Extract every line below that contains the word "React".
---
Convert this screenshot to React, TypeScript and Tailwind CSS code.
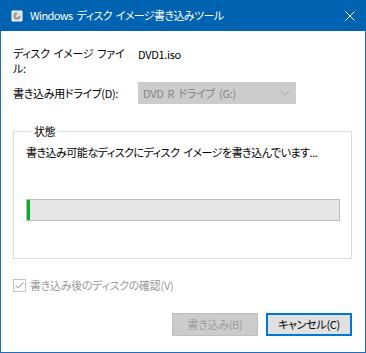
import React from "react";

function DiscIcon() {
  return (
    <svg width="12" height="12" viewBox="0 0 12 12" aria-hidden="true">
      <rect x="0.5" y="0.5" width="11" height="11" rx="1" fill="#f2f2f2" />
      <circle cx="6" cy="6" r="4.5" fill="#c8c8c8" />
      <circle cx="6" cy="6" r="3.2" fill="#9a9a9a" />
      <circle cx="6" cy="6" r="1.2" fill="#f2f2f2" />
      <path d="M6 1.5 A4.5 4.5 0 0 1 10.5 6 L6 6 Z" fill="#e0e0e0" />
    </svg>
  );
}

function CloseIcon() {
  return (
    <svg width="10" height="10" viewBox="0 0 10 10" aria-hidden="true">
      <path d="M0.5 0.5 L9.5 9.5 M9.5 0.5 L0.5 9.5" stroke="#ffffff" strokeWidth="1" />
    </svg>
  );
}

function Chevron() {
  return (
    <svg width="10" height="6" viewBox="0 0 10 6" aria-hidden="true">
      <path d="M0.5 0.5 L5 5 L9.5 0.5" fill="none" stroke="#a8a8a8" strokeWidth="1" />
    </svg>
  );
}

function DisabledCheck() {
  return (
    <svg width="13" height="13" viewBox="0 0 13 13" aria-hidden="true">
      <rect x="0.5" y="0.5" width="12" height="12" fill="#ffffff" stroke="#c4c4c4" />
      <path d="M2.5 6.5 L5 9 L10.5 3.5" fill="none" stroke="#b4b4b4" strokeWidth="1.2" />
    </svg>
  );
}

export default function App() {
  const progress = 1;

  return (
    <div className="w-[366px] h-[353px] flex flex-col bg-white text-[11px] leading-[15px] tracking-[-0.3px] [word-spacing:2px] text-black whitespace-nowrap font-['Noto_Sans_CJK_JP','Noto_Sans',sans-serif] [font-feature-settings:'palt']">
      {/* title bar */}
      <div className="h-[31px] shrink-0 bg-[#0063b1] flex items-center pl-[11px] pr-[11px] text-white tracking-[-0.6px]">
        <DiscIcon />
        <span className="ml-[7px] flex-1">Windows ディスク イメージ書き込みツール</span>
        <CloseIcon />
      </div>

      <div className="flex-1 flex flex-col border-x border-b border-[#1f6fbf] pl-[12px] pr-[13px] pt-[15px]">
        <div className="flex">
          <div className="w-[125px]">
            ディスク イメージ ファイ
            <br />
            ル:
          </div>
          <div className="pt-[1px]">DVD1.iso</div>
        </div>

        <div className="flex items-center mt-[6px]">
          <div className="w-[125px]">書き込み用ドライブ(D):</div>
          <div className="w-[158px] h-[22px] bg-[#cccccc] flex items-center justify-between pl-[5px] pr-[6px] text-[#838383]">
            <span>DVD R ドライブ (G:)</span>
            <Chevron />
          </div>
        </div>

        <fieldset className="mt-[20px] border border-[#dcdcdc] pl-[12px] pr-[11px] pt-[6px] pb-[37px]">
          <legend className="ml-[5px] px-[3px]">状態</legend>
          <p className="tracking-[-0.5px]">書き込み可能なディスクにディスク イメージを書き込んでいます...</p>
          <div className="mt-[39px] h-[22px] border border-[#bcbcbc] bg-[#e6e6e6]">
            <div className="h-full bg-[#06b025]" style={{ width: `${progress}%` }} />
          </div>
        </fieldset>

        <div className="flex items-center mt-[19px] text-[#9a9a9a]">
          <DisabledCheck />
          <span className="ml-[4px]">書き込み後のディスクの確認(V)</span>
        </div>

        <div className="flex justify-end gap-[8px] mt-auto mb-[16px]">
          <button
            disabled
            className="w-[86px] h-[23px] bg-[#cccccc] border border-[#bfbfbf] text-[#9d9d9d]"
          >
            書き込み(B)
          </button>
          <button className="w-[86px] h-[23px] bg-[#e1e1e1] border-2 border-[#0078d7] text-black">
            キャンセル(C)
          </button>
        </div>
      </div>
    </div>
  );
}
---
* [Full output]:
Convert this screenshot to React, TypeScript and Tailwind CSS code.
import React from "react";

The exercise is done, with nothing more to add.